In 1939, Ernest Hemingway purchased a home in Cuba, ten miles from Havana, in the village San Francisco de Paula. The “Finca Vigía” (the “lookout house”) was a place of retreat. It was there where he wrote seven of his books, including “The Old Man and the Sea”. Despite living on and off in Cuba for twenty years, Hemingway was not really interested in the revolution against Batista, nor did he ever get involved with Castro and his cause.
Fidel Castro brought his fishing partner with him, the Economic Commissar and fellow revolutionary, Ché Guevara.
In 1950, three years before Fidel Castro’s revolution began, Hemingway founded a fishing tournament to entertain his friends who visited the island. On July 26, 1959 the Cuban rebels finally ousted President Fulgencio Batista and replaced his government with a revolutionary socialist state. Almost a year later, in May 1960, Hemingway was to celebrate his fishing tournament’s tenth anniversary and thought it would be a good idea to invite Cuba’s new leader, Fidel Castro to the event.

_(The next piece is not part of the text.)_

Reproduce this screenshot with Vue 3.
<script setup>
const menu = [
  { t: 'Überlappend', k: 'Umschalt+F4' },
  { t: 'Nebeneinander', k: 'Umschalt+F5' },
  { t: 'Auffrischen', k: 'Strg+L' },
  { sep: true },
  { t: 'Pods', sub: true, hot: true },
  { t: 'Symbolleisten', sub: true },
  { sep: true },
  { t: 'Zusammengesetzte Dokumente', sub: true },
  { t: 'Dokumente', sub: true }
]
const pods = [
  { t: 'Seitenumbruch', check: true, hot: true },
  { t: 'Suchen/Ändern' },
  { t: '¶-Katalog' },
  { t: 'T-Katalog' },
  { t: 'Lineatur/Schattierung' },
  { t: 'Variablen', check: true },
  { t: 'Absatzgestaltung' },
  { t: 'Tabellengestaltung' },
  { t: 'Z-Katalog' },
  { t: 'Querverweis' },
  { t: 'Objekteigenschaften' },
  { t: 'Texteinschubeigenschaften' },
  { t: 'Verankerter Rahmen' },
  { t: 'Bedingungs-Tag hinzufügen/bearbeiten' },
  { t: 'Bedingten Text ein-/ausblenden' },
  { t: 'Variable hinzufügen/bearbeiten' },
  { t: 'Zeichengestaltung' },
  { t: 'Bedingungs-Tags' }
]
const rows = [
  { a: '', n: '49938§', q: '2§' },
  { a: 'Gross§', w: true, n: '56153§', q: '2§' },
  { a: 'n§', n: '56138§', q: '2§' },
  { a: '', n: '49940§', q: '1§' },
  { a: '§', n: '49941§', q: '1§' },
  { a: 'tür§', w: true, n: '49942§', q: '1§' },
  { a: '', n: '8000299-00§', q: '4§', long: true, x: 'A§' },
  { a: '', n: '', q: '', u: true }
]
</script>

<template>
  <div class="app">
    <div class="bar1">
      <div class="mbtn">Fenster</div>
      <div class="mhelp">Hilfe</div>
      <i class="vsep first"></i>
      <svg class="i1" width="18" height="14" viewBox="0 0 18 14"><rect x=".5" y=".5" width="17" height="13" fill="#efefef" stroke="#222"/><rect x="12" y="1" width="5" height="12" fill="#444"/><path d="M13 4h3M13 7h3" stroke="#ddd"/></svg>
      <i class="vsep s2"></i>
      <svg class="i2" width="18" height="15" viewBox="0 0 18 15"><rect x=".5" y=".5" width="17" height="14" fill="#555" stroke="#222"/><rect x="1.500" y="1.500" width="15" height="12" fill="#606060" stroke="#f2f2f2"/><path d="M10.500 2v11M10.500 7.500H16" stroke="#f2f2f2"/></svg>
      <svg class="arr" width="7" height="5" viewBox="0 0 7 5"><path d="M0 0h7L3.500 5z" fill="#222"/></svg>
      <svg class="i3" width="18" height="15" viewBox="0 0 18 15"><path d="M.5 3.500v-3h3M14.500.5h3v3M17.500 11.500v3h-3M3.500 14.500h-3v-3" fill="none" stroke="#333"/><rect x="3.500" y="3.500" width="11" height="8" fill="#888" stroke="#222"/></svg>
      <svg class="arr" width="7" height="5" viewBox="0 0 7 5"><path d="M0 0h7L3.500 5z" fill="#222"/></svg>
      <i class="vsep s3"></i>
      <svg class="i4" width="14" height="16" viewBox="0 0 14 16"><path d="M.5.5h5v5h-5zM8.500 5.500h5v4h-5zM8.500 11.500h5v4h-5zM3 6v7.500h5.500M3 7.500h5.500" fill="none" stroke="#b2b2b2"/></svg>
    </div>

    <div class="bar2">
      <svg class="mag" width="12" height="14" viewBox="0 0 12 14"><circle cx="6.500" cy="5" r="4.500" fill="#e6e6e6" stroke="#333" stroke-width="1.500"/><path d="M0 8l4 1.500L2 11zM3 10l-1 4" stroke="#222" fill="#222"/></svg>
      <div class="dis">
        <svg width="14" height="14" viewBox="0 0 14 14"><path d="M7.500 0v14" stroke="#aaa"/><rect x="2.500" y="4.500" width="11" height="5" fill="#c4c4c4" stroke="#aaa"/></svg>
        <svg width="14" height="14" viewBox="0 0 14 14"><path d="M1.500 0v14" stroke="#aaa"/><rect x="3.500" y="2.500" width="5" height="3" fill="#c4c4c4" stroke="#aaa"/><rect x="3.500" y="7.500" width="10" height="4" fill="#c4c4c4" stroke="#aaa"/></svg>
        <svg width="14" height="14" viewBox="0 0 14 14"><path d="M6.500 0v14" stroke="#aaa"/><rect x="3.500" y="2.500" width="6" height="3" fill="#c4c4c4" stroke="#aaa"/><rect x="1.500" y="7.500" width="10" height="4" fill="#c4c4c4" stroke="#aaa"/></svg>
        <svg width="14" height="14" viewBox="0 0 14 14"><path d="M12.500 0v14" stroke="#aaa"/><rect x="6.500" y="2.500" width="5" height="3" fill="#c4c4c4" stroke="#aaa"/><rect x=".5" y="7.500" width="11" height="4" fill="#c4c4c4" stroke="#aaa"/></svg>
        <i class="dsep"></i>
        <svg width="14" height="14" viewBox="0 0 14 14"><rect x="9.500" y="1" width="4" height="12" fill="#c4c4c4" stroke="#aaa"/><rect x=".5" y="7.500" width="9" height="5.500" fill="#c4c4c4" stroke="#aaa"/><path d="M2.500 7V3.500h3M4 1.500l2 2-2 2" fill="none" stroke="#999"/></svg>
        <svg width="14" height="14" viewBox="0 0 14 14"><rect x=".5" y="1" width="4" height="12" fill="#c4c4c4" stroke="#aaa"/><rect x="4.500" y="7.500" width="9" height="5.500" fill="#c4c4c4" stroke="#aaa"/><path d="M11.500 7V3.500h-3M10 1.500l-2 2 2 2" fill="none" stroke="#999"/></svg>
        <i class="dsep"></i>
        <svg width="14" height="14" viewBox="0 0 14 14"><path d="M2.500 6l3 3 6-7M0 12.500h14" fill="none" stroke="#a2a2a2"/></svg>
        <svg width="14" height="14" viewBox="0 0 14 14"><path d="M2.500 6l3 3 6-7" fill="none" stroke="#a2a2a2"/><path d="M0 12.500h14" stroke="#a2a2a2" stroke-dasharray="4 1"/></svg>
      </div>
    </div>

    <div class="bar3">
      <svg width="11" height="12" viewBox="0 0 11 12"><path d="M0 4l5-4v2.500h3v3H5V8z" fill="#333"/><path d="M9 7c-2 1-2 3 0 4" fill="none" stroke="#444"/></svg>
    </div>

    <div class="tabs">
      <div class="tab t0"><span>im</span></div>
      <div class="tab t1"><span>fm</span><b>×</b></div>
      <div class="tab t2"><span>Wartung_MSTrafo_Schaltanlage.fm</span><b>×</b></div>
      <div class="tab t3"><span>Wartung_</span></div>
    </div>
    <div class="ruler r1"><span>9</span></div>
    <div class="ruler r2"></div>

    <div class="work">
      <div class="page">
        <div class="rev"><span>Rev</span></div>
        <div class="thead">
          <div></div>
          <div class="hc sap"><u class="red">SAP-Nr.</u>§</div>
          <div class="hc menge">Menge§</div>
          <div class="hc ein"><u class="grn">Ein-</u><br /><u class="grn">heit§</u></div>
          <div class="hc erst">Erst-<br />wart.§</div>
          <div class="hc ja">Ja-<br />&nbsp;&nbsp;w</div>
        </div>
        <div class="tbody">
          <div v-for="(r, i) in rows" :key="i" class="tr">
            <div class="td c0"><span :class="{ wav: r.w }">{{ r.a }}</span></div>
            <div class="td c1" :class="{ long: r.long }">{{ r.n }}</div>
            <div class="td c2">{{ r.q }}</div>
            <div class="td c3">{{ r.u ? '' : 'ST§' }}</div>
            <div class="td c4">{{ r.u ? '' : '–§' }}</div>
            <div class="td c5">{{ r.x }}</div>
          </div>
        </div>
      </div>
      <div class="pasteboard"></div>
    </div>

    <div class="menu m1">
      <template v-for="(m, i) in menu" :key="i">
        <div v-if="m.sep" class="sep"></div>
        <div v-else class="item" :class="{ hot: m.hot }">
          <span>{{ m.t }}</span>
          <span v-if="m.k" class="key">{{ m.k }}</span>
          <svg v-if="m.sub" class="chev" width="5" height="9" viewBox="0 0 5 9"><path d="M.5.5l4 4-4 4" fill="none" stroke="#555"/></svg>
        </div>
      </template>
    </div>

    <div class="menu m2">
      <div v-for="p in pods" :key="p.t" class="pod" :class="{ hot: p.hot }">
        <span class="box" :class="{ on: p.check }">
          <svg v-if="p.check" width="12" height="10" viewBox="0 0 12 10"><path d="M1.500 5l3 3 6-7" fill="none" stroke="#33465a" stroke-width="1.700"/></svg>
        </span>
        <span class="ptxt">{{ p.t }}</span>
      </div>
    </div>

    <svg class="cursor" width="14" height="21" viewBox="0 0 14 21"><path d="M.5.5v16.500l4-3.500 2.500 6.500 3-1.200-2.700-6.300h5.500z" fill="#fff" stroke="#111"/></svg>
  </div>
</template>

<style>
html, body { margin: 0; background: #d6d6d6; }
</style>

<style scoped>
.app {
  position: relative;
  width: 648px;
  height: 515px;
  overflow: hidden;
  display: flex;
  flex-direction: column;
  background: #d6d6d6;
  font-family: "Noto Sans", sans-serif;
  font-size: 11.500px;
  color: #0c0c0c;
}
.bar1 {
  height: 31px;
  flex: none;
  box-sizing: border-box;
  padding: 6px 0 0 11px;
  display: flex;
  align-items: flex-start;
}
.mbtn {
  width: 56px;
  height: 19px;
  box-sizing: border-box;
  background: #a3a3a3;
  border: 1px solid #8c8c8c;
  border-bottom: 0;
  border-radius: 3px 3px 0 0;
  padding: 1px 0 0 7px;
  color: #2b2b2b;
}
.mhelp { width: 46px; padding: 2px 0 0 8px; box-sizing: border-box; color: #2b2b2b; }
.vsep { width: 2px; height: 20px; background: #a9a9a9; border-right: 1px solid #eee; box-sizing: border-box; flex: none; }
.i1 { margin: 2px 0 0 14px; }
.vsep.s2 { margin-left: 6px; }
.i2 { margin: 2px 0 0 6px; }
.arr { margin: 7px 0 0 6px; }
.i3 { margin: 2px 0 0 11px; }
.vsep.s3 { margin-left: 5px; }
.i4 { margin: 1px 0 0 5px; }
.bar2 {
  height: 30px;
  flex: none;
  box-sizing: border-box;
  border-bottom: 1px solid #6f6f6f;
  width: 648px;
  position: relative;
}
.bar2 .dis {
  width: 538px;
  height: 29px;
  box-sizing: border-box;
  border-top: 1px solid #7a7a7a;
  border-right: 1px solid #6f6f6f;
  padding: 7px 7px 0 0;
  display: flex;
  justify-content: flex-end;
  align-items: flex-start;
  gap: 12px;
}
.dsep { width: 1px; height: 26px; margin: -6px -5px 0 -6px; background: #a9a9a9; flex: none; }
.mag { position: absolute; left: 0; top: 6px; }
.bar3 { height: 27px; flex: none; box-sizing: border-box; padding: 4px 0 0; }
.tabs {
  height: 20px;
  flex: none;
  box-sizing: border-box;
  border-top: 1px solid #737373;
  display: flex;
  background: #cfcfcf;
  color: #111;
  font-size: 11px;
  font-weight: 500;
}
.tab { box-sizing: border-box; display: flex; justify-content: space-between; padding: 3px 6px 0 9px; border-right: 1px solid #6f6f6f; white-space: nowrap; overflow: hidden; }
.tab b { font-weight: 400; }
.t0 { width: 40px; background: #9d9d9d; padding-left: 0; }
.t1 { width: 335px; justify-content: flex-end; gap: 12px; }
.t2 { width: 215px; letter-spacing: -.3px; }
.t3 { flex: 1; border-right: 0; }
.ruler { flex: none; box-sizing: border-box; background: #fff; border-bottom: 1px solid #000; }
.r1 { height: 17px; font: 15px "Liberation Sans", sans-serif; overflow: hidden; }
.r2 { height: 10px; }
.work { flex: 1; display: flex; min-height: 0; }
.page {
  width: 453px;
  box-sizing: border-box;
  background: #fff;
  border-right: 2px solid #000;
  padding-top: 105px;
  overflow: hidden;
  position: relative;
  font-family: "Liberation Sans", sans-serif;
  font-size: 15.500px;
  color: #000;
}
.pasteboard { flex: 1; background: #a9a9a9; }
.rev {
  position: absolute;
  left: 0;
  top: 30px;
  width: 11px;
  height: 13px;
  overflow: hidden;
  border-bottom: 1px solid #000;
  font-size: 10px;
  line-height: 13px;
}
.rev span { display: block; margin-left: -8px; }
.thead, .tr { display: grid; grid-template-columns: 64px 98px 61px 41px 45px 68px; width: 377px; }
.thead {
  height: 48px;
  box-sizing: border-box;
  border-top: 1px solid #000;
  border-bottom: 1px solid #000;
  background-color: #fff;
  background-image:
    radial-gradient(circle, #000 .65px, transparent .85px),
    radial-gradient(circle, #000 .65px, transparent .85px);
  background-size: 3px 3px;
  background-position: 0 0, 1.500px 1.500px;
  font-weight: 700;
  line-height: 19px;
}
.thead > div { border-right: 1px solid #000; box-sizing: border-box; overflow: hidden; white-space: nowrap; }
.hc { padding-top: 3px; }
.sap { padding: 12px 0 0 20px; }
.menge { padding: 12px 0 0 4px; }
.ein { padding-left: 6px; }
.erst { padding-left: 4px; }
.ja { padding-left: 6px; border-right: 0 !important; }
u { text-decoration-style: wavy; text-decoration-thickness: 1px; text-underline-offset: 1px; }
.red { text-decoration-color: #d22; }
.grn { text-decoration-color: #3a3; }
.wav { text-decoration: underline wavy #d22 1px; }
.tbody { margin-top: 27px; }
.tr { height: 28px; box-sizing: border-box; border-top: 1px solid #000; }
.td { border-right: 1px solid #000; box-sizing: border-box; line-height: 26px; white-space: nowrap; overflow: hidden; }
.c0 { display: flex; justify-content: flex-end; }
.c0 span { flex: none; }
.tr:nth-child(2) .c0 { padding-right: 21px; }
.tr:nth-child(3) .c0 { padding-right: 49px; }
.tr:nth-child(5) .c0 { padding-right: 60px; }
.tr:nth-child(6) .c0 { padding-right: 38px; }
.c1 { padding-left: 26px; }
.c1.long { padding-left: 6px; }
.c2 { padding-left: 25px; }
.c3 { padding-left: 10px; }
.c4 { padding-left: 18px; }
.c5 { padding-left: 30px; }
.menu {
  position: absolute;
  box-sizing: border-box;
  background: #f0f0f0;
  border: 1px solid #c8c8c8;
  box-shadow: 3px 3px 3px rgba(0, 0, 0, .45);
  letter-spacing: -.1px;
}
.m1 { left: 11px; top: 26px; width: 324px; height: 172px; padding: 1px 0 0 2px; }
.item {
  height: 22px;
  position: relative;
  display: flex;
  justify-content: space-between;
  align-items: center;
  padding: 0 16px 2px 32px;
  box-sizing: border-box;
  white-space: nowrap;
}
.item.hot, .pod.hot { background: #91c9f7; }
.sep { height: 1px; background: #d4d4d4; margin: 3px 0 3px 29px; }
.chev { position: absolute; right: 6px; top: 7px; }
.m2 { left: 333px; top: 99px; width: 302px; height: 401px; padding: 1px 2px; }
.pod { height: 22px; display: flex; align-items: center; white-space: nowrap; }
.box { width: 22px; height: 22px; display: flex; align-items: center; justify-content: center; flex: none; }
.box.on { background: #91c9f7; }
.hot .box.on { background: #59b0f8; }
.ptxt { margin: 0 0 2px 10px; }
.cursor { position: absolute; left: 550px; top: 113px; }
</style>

It was then, when the iconic American novelist met the charismatic Cuban revolutionary for the first and only time. Fidel Castro brought his fishing partner with him, the Economic Commissar and fellow revolutionary, Ché Guevara.
Castro’s personal photographer, Alberto Korda took the pictures of the event which Fidel Castro ultimately won, even though it was his first time fishing.